### WORK TO DO
Using the entries that follow, state how many lines contain the word "this". The response is that number and nothing more.

### EXERCISE MATERIAL
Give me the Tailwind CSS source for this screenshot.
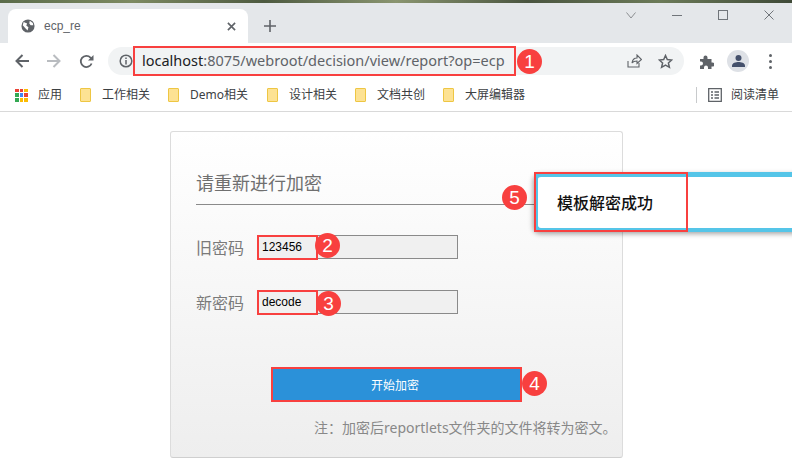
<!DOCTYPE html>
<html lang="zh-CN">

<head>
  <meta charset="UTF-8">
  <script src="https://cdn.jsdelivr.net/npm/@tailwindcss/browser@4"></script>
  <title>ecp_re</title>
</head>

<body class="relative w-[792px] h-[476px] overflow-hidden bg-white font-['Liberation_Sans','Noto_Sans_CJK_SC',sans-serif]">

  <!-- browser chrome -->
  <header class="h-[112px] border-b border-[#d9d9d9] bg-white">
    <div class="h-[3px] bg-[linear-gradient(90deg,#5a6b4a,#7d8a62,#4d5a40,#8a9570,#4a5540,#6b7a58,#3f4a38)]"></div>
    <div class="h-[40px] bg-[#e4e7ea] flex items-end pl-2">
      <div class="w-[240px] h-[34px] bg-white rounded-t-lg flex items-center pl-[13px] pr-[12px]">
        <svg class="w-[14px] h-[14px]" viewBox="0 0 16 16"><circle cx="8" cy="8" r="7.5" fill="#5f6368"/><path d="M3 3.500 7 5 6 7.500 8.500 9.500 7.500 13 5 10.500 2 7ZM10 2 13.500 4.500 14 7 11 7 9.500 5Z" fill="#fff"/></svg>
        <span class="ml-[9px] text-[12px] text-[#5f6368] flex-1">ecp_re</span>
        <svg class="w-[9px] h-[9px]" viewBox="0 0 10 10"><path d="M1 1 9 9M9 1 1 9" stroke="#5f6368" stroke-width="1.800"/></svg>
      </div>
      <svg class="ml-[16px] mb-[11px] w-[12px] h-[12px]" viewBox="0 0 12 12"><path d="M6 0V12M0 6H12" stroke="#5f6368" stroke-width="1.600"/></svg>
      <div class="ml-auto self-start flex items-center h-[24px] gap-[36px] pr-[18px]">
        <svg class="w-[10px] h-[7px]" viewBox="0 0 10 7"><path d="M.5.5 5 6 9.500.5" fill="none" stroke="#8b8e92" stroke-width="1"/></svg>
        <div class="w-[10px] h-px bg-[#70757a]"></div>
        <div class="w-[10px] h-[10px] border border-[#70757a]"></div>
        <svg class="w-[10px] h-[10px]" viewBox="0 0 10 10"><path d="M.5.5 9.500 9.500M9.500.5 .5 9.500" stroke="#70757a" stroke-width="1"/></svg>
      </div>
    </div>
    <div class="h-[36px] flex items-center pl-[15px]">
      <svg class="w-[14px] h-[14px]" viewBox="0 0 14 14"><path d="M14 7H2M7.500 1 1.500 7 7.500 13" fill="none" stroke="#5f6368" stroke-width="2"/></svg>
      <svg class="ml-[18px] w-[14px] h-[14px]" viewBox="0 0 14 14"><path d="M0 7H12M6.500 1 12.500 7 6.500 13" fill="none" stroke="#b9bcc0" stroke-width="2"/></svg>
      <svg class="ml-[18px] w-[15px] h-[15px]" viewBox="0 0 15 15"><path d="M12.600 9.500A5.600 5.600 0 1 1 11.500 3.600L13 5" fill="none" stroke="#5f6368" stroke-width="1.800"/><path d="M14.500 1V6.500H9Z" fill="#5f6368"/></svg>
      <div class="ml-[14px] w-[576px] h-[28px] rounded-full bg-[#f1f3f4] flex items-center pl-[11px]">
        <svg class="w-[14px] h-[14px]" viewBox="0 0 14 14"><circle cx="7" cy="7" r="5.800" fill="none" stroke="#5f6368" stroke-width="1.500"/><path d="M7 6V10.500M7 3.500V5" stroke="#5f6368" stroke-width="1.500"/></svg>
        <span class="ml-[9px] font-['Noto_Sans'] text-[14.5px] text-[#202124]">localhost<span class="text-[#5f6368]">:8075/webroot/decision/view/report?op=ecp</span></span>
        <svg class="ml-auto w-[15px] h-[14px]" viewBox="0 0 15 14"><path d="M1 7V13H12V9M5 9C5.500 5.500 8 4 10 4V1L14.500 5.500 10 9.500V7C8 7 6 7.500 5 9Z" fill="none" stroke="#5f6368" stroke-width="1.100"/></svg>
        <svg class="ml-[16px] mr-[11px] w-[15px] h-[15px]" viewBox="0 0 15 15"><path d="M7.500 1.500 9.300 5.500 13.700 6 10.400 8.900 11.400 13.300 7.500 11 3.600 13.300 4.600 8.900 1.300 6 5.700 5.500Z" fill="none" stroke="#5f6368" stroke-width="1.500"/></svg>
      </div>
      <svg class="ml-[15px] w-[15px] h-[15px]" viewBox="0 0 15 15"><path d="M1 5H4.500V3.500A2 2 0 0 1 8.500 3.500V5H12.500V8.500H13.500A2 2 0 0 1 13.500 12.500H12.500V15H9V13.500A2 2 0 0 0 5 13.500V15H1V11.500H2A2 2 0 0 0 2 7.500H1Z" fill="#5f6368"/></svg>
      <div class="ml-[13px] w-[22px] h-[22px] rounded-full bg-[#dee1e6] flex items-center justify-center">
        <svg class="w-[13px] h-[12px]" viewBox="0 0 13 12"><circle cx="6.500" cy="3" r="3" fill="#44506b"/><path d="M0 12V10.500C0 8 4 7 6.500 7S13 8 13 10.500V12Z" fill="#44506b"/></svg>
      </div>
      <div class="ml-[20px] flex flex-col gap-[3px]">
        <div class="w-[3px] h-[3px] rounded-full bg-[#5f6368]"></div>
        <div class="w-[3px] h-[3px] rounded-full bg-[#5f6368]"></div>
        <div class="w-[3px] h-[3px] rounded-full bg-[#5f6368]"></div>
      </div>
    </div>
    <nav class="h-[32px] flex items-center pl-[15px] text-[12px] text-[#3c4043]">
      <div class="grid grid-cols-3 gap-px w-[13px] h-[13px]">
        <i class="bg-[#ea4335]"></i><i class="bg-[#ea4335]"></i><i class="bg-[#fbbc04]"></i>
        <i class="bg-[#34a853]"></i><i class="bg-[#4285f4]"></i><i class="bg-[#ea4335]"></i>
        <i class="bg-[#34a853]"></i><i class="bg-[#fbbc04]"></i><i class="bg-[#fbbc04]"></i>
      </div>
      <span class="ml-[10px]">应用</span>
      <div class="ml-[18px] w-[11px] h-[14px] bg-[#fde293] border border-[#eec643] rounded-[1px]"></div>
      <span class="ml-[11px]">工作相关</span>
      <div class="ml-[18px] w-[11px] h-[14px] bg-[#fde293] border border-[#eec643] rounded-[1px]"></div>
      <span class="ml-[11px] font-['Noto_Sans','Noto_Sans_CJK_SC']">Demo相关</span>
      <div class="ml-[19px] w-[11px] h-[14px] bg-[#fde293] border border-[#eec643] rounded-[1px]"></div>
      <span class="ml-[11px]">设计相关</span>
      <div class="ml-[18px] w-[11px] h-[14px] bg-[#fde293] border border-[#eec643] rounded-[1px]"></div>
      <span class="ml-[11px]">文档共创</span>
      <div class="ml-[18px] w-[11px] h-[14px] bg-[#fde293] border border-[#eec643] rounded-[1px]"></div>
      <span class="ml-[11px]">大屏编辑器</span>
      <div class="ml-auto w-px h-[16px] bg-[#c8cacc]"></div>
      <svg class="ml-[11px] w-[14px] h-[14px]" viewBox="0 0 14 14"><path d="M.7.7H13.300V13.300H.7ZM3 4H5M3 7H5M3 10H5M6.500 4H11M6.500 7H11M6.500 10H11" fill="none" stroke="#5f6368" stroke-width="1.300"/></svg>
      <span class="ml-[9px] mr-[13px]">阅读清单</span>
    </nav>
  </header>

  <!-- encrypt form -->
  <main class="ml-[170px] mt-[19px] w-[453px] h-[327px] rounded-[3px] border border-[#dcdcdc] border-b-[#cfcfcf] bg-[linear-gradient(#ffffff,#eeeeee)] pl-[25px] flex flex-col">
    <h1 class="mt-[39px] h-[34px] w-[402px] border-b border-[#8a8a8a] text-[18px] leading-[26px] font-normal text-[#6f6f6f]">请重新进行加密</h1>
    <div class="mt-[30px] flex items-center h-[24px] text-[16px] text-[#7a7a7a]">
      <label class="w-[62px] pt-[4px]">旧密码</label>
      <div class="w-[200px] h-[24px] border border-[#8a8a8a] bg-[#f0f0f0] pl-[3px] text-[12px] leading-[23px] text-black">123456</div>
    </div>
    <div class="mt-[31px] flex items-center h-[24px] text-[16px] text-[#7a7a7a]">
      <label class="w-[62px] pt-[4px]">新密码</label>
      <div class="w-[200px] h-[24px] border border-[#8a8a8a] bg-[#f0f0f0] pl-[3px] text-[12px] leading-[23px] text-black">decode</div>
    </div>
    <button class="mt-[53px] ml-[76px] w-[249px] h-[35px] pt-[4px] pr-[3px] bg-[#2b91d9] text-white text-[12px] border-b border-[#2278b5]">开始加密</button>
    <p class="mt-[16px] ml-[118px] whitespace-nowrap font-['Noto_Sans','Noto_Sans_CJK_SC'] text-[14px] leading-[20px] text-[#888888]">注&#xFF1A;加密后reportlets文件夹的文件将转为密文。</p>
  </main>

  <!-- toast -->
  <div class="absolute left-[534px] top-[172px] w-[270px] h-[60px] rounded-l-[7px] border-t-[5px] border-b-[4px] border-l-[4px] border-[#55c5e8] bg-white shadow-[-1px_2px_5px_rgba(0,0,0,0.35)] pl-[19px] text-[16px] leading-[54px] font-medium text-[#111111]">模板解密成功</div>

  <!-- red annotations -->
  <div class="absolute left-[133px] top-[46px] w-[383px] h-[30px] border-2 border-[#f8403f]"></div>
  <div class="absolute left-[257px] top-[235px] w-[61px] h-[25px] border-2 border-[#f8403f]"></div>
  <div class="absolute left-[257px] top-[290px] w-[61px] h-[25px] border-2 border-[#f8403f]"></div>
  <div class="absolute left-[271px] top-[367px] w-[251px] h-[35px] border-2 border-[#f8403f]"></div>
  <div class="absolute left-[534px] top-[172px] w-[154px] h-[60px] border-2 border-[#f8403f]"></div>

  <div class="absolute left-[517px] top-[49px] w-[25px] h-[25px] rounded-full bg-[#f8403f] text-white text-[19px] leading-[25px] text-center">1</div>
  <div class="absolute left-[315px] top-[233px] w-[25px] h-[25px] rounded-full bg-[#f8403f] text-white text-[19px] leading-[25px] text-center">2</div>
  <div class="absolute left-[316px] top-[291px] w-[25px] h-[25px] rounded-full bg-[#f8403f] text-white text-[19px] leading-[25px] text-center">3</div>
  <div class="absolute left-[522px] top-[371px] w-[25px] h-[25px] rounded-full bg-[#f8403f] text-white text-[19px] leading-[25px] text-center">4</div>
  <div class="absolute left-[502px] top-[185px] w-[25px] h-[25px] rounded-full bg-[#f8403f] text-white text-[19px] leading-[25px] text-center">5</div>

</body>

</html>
...
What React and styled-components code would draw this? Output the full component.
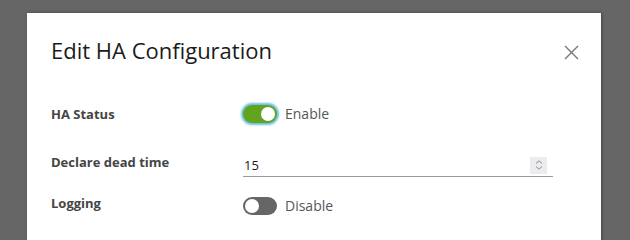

### RESPONSE BELOW
2